Varied Customer Demographics
“Dollar Tree is attracting customers from a broader range of income levels,” Dreiling said. “Most of our new customers over the past year have household income over $125,000, and this income demographic was a significant contributor to Dollar Tree’s [third-quarter comparable store] growth.”
The company hasn’t lost faith in the Family Dollar brand, according to the CEO.
“There will be some stores [that] will relocate, maybe some stores will close, maybe some stores will rebanner,” Dreiling said. “But I do not have any of that information at this stage of the game. … I don’t want anyone to misconstrue that I’m not totally behind Family Dollar because I am and I don’t want anyone to think that that doesn’t mean we’re not going to grow Family Dollar, because I’m not saying that at all. It’s simply a matter of reallocating assets to where we think we can be more productive.”

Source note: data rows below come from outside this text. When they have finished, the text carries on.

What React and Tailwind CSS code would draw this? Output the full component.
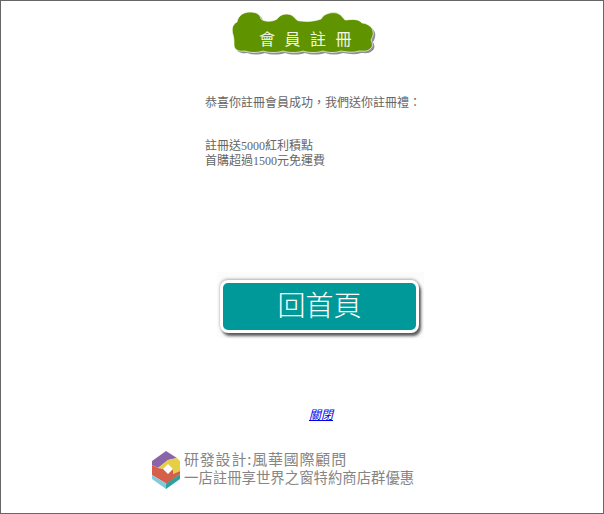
import React from 'react'

function CloudBadge() {
  const cloud = 'M2 24 C0 17 2 13 6 11 C7 5 12 1 19 1 C25 1 29 3 30 8 C34 11 41 11 46 8 C50 2 58 2 62 5 C65 9 67 10 70 10 C78 11 84 10 90 8 C93 2 103 0 108 3 C112 5 112 9 115 9 C122 8 128 8 131 12 C135 12 141 15 142 20 C143 24 141 27 140 29 C142 33 142 36 139 38 C136 41 132 40 128 40 C122 42 116 41 110 40 C104 42 98 42 92 40 C86 42 78 42 72 40 C66 42 58 42 52 40 C46 42 38 42 32 40 C26 42 20 42 14 40 C8 41 3 39 3 34 C3 30 3 27 2 24 Z'
  return (
    <div className="relative w-[146px] h-[45px] ml-[230px]">
      <svg width="146" height="45" viewBox="0 0 146 45" className="absolute inset-0">
        <path d={cloud} fill="#8f8d95" transform="translate(2,2)" />
        <path d={cloud} fill="#5f9300" stroke="#ffffff" strokeWidth="0.7" />
      </svg>
      <div className="absolute left-[28px] top-[19px] flex gap-[9.5px] text-[16px] leading-[16px] text-[#f4f7e6] font-['Noto_Sans_CJK_TC',sans-serif]">
        <span>會</span><span>員</span><span>註</span><span>冊</span>
      </div>
    </div>
  )
}

function Logo() {
  return (
    <svg width="28" height="38" viewBox="0 0 28 38" className="shrink-0 mt-[1px]">
      <path d="M14 0 L25 7 L16 9 L6 17 L0 14 L0 10 Z" fill="#8a66a8" />
      <path d="M6 17 L16 9 L25 7 L28 10 L28 20 L21 23 L21 18 L16 13 L11 18 Z" fill="#e5cf45" />
      <path d="M0 14 L6 17 L11 18 L16 23 L21 18 L21 23 L28 20 L28 23 L15 33 L0 24 Z" fill="#d5604a" />
      <path d="M0 24 L15 33 L14 38 L0 28 Z" fill="#86c8dc" />
      <path d="M14 33 L28 23 L28 28 L14 38 Z" fill="#2aa39f" />
    </svg>
  )
}

export default function App() {
  return (
    <div className="w-[604px] h-[514px] border border-[#666666] bg-white overflow-hidden font-['Liberation_Serif','Noto_Sans_CJK_TC',serif]">
      <div className="pt-[10px]">
        <CloudBadge />
      </div>

      <p className="ml-[204px] mt-[40px] text-[12px] leading-[14px] text-[#666666] whitespace-nowrap">
        恭喜你註冊會員成功，我們送你註冊禮：
      </p>
      <p className="ml-[204px] mt-[29px] text-[12px] leading-[15px] text-[#666666] whitespace-nowrap">
        註冊送5000紅利積點
        <br />
        首購超過1500元免運費
      </p>

      <div className="ml-[216px] mt-[103px] w-[207px] h-[66px] bg-[#fcfcfc] pl-[3px] pt-[8px]">
        <button className="w-[199px] h-[53px] flex items-center justify-center pb-[5px] rounded-[8px] border-[3px] border-white bg-[#009999] shadow-[2px_3px_3px_rgba(60,60,60,0.85),0_-1px_3px_rgba(120,120,120,0.6)] text-[28px] text-white font-['Noto_Sans_CJK_TC',sans-serif] font-light leading-none">
          回首頁
        </button>
      </div>

      <div className="ml-[308px] mt-[70px] h-[14px] text-[12px] leading-[14px]">
        <a href="#" className="italic underline text-[#0000ee]">關閉</a>
      </div>

      <div className="ml-[151px] mt-[28px] flex items-start gap-[4px]">
        <Logo />
        <div className="font-['Noto_Sans_CJK_TC',sans-serif] text-[#858585] whitespace-nowrap">
          <div className="text-[15px] leading-[18px] tracking-[0.8px]">研發設計:風華國際顧問</div>
          <div className="text-[14.4px] leading-[18px]">一店註冊享世界之窗特約商店群優惠</div>
        </div>
      </div>
    </div>
  )
}
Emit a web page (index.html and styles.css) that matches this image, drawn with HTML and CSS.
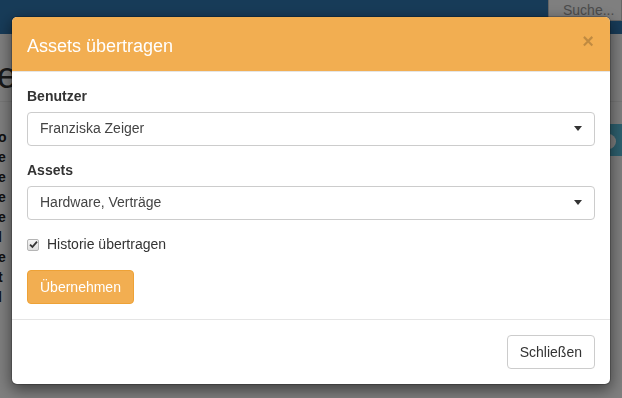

In the quarter ended Oct. 28, Dollar Tree posted overall net sales of $7.31 billion, up 5.4% from the prior-year period. The Dollar Tree chain had a 5.4% gain in same-store sales, while Family Dollar saw a 2% increase.
The company is now expecting net sales for the fourth quarter in the range of $8.6 billion to $8.8 billion, based on low single-digit increase in comparable-store sales, with mid-single-digit increase at Dollar Tree and minus-one to plus-1% comparable sales at Family Dollar.
Dollar Tree stores have 71.9 million square feet of selling space, while Family Dollar has 63.4 million square feet.